Monday’s Column: Neal At The Cross
The last righteous king to ever sit on the throne of the southern kingdom was Josiah, often called the “boy king”–as he was only eight years old when he acceded to the throne. We have the general evaluation of his reign in 2 Kings 22:2 as one who “did right in the sight of the Lord and walked in all the way of his father David, nor did he turn aside to the right or to the left.” What a divine endorsement! The verses that follow show us a few reasons how he demonstrated that righteousness.
The first act of his office noteworthy enough to be preserved by inspiration was his commissioning of repairs on the temple. He sent Shaphan the scribe to Hilkiah the High Priest to pay carpenters, builders, and masons from the temple treasury to repair the temple (3-7). While Shaphan and Hilkiah finalized these plans, the High Priest makes a remarkable statement: “I have found the book of the law in the house of the Lord” (8). It is stated so matter-of-factly that we may lose the impact of this report. How could God’s Word be lost in God’s house? Was it not read in worship? Was it not consulted for direction? Was it not the heart and center of all that went on inside those walls? Incredibly, it had been buried, stored, or otherwise tucked away. Looking back to Manasseh and Amon’s reigns, they had had no need for the Book. They had abandoned God.
Shaphan takes the Book from Hilkiah, reads it, and then brings it to Josiah. He reads it to the king, who, when he hears “the words of the book of the law, he tore his clothes” (11). This godly king recognizes what a sin has been committed against God through this gross negligence!
He sends a contingent to inquire of God about His written will, knowing God’s wrath was kindled against his people for not listening to and obeying the words of the book (13).
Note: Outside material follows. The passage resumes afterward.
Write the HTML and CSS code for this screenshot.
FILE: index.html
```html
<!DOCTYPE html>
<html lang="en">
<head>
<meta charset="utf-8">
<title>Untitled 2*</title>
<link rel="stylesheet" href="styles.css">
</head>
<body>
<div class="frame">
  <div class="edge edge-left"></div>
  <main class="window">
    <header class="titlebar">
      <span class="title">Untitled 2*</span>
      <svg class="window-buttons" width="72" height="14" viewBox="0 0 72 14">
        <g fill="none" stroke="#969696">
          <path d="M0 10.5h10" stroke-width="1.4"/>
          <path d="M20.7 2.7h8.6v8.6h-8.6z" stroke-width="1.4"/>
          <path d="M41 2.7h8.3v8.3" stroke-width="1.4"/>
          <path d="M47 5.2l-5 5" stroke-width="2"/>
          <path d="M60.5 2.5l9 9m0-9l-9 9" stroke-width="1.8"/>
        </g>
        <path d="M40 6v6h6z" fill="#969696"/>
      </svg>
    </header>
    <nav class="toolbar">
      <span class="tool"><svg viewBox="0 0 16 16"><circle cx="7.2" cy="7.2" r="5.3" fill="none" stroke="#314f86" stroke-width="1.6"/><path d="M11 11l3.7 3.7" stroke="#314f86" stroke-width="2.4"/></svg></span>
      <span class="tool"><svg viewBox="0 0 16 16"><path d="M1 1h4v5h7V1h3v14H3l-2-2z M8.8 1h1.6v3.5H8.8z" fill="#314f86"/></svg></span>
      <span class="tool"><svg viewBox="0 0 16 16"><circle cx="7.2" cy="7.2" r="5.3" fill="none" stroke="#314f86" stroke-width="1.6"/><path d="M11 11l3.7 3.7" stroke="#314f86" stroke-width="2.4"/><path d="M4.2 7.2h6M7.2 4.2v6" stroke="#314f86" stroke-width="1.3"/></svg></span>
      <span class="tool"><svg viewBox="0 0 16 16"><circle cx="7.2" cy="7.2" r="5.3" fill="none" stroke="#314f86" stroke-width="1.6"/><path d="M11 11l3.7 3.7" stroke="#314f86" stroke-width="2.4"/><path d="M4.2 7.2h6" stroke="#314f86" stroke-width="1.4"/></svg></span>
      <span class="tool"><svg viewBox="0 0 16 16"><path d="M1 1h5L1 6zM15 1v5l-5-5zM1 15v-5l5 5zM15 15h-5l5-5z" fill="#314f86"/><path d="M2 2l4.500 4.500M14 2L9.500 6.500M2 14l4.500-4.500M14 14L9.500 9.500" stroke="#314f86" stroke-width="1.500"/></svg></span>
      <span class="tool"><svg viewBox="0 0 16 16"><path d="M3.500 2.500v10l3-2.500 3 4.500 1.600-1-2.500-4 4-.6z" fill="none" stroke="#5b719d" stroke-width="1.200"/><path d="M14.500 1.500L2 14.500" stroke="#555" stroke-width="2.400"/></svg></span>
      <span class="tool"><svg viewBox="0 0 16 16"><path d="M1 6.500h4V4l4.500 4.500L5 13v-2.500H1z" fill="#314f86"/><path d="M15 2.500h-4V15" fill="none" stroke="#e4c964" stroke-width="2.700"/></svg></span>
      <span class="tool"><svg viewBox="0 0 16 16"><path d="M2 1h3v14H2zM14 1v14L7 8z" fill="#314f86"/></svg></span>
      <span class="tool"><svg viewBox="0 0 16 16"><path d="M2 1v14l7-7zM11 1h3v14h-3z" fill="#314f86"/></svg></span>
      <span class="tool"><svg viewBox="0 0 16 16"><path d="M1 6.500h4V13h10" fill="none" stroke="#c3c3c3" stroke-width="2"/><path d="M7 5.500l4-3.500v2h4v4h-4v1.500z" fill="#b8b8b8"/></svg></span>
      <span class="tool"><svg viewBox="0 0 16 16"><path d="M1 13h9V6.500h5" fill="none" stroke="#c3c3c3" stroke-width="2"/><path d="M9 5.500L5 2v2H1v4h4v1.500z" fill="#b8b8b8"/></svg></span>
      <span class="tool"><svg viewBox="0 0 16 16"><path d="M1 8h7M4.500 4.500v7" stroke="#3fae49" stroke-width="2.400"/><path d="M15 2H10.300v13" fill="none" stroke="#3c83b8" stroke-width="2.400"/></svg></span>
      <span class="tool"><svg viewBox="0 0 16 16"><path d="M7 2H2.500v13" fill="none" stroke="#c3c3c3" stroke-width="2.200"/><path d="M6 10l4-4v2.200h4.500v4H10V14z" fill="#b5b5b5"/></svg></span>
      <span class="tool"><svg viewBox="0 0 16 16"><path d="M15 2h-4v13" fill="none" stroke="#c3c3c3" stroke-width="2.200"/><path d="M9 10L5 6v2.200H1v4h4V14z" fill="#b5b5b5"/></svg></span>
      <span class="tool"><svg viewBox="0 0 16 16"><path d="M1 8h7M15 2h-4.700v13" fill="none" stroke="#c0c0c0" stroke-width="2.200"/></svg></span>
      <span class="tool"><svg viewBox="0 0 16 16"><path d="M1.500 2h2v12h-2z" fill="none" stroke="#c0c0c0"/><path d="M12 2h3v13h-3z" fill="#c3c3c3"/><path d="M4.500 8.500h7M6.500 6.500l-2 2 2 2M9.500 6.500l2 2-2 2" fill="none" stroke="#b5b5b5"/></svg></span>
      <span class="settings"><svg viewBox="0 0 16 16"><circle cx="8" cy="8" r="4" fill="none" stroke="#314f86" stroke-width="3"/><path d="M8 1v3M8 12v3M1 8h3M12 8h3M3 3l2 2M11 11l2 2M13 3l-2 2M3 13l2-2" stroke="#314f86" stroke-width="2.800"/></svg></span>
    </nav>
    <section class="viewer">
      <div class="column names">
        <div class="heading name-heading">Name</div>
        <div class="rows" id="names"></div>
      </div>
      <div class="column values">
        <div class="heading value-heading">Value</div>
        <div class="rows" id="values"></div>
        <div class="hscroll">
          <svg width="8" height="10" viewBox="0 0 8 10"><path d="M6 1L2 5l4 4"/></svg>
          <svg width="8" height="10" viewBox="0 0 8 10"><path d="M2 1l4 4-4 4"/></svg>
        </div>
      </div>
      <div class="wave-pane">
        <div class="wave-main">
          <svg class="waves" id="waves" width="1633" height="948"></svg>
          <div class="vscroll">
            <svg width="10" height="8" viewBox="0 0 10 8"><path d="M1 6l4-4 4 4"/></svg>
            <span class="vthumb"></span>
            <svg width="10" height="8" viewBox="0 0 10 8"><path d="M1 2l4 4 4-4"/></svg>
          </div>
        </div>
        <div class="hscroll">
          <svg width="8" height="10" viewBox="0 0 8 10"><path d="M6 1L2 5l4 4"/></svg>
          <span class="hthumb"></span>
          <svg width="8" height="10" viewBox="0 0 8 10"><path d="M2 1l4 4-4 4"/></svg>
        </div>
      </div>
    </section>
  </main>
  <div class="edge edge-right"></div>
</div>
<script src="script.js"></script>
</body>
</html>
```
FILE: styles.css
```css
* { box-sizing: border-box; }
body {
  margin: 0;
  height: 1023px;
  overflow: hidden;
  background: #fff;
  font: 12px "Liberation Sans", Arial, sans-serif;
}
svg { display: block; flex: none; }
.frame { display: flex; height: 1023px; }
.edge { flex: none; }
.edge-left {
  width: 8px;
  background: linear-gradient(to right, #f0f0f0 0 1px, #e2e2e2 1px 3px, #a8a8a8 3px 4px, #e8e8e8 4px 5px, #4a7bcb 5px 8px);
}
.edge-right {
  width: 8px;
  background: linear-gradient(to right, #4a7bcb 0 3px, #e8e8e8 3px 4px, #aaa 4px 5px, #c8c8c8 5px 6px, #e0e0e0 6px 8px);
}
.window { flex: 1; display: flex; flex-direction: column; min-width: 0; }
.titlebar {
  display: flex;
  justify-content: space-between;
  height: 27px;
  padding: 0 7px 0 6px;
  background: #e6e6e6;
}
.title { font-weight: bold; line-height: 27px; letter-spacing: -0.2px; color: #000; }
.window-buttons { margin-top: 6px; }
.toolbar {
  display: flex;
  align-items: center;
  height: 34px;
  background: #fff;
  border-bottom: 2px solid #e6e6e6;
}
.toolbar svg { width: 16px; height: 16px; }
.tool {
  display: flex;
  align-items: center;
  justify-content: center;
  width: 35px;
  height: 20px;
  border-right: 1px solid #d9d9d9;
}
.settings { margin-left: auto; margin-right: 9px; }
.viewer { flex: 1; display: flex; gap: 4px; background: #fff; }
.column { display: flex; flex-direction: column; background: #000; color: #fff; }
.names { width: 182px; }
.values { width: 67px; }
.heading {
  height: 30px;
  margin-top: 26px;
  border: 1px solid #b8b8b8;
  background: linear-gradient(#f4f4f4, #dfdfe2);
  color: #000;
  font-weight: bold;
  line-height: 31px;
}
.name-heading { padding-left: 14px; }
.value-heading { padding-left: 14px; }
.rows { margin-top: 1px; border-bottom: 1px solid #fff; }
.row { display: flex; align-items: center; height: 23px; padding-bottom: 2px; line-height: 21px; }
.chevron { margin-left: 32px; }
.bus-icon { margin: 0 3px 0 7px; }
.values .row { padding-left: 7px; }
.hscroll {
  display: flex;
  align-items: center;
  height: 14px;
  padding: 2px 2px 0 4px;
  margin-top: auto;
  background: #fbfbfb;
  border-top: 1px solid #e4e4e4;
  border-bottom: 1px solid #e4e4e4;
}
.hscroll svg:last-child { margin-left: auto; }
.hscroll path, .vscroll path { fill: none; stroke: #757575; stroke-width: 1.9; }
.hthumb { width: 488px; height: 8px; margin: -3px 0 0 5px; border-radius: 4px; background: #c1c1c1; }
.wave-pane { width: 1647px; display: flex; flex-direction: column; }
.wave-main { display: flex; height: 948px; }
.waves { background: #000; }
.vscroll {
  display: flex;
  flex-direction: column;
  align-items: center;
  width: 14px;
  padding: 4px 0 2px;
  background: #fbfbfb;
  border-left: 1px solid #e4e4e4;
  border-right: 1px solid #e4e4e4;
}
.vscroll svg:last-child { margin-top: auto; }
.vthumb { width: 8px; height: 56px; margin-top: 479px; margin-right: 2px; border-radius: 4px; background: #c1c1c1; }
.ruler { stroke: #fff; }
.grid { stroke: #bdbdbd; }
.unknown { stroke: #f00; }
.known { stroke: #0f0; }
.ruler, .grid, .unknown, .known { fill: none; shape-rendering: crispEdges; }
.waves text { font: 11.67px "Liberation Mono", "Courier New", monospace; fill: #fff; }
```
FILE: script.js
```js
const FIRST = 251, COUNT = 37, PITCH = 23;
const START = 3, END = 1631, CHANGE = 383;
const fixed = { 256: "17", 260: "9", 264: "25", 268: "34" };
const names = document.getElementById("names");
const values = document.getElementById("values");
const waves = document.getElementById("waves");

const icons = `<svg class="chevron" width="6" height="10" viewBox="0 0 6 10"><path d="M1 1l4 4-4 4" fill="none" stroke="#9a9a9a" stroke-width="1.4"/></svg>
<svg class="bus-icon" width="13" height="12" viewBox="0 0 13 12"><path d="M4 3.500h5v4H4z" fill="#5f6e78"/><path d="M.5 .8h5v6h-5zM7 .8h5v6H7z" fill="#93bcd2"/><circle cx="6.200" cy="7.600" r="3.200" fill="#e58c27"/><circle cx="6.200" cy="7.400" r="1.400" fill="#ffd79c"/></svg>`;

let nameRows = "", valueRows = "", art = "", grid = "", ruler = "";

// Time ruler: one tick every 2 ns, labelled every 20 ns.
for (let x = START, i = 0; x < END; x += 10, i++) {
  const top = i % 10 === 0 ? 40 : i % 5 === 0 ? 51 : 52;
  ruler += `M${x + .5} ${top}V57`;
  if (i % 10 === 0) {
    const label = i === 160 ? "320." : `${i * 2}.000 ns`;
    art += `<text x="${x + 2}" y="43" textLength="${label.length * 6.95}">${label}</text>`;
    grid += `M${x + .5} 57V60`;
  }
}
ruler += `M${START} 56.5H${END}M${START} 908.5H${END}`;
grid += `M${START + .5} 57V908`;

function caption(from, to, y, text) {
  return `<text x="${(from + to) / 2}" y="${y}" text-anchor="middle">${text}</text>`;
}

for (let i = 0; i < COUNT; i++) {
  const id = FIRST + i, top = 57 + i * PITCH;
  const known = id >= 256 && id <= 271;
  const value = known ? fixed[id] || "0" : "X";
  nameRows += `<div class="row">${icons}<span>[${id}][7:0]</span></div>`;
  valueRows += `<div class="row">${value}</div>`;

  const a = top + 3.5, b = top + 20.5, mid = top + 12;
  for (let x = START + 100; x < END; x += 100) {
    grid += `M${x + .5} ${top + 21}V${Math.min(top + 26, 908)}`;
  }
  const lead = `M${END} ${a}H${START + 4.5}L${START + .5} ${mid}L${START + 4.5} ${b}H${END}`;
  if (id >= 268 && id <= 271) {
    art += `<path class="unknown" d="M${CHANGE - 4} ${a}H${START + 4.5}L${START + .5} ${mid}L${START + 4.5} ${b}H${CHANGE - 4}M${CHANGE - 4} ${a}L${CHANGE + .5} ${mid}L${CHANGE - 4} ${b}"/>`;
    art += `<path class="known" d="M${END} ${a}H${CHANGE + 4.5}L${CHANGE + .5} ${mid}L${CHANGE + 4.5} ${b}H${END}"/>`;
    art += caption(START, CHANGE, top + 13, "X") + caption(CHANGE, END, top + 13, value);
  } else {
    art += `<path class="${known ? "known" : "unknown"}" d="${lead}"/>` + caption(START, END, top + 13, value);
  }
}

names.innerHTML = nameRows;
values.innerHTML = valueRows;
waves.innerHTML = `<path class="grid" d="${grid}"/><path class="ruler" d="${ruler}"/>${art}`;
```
The message they will hear from Huldah the prophetess is grim and hopeless, indicating that Judah would reap what they sowed (14-17). But, the punishment would not come in Josiah’s lifetime because of his tenderhearted, humble, penitent, and tearful response to the Word (18-20). His faith in God’s Word (and his obedient response to it that we read about in the next chapter) extended God’s grace and mercy to Josiah and the children of Judah. Sadly, the people did not share Josiah’s reverence for The Book (cf. Jer. 25:1ff).
Surely, the Book could not get lost in the house of the Lord today! In how many sermons and Bible classes can God not “get a word in edgewise”? Human wisdom, insight, and guidance, without biblical support, is a quick way to “lose” God’s Word in His house. It also happens when church leaders do not constantly, habitually drive themselves to ask, in the face of decisions, “What does it say in the Book?” Homes where spouses and parents are not building on the bedrock foundation of the Book, but rather the sand of society, are unprepared for the storms of life (cf. Mat. 7:24-27). The constant plea of a faithful people is, “Is there a word from the LORD?” (Jer. 37:17). There is an endless fountain of spiritual blessings held in reserve for the people who find and follow The Book! What a tragedy that it could ever get lost, especially in the house of the Lord!